What is the best way to teach concepts like surface area and volume relating to mathematical objects in a three-dimensional world? The curricular design team at Harvard University thinks they have the answer: put those objects in students’ hands. Literally.
Math 21a: Multivariable Calculus is Harvard’s largest math class, and it serves as a prerequisite for courses across the STEM disciplines. It is most students’ first math course involving significant three-dimensional spatial reasoning and visualization, and students must engage with the concepts they learned in single-variable calculus in the context of three-dimensional coordinate geometry. While most students in Math 21a are able to learn the procedures needed to do calculations in the course, some students either find the visualization component to be a significant impediment, or fail to attach geometric meaning to what they had learned.
In 2017, the curricular design team decided to add a new element to the course to target these student struggles: active learning lessons involving interactions with 3D models of the objects of study in the course. While over 500 students take Math 21a every year at Harvard, the course is not taught in a large lecture hall. Classes are taught exclusively in sections of thirty or fewer students so that students can work in small groups during class time. Our goal was to produce enough copies of a dozen different 3D models so that each small group could have one.
The project was dubbed Manipulative Calculus. While Senior Preceptor Janet Chen and I spent the spring semester of 2018 prototyping models and piloting lessons with small groups of students, I contacted Ultimaker, and they agreed to collaborate on the project. A few weeks later, their fleet of 3D printers had produced half of the models we needed. The rest of the models had some intricacies that required dissolvable supports, and to print these, we used two Ultimaker 3 printers in Harvard’s Instructional Physics Lab.
With the help of our project assistant and experienced maker Dishen "Dixon Magister" Yang, we kept the Ultimaker 3 printers churning out the rest of the models. The exceptional reliability of the machines and generous print bed allowed us to produce over 250 models in time for the end of summer.

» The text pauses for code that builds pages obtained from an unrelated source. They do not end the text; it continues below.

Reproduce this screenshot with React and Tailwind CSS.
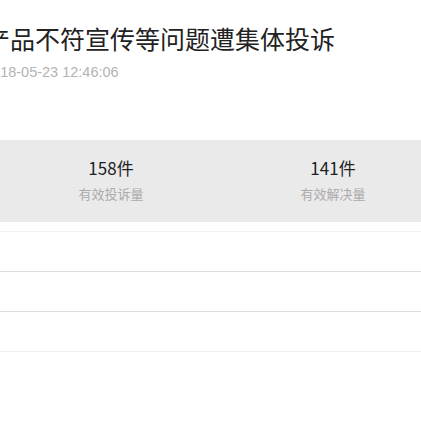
export default function App() {
  const stats = [
    { value: '158件', label: '有效投诉量' },
    { value: '141件', label: '有效解决量' },
  ]

  return (
    <div
      className="w-[421px] h-[421px] overflow-hidden bg-white"
      style={{ fontFamily: '"Noto Sans CJK SC", "Liberation Sans", sans-serif' }}
    >
      <div className="pt-[21px] whitespace-nowrap">
        <h1 className="-ml-[15px] text-[25px] leading-[34px] font-normal text-[#222]">产品不符宣传等问题遭集体投诉</h1>
        <div className="-ml-[16px] mt-[7px] text-[14.5px] leading-[20px] text-[#b3b3b3] font-['Liberation_Sans',sans-serif]">
          2018-05-23 12:46:06
        </div>
      </div>

      <div className="mt-[58px] h-[82px] bg-[#ebeaeb] w-[444px] grid grid-cols-2 pt-[16px]">
        {stats.map((s) => (
          <div key={s.label} className="flex flex-col items-center">
            <div className="text-[17px] leading-[24px] text-[#222]">{s.value}</div>
            <div className="mt-[4px] text-[13px] leading-[20px] text-[#ababab]">{s.label}</div>
          </div>
        ))}
      </div>

      <div className="mt-[9px] border-t border-[#f2f2f2]">
        <div className="h-[40px] border-b border-[#dedede]" />
        <div className="h-[40px] border-b border-[#dedede]" />
        <div className="h-[40px] border-b border-[#f0edf0]" />
      </div>
    </div>
  )
}
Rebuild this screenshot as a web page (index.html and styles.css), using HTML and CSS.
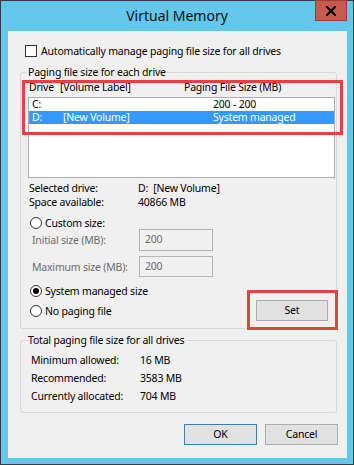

The project “went live” in the fall 2018 semester. Hundreds of students sat down for the first day of Math 21a and were handed 3D printed models. In part of this first lesson, students had to figure out on paper the shapes of the cross-sections of a certain surface, then illustrate those cross-sections by drawing on the models themselves. Each model had been finished with chalkboard paint over the summer, so students could draw on the models then erase before the next class.
We used the models throughout the fall semester to let students engage with and attach geometric meaning to calculations involving functions and equations with several variables, volume, surface area, and more. We had designed the models together with a suite of curricular materials, including worksheets, lesson plans, related homework problems, and computer interactions. The idea was to make these lessons easy to use for both our teaching team, which includes a number of graduate student instructors, and by those outside our department.
We are in the process of assessing the effects of the project with the help of the Bok Center for Teaching and Learning, but anecdotally, we have found that not only do students develop a better understanding of the material with the 3D models in hand, but that we as instructors are better able to assess students’ conceptual knowledge when they explain their thinking using the models as props. Several of our undergraduate course assistants (who had taken Math 21a in prior semesters and are now part of the teaching staff) have told us that they wish they had had these models when they were first learning the material.
We plan to continue the use of these models in Math 21a next semester and into the future, hopefully applying what we’ve learned to other courses as well. We hope that our project will demonstrate that using 3D printed models for active learning instruction on this scale is now feasible thanks to precise, fast, affordable, and reliable printers like the Ultimaker 3.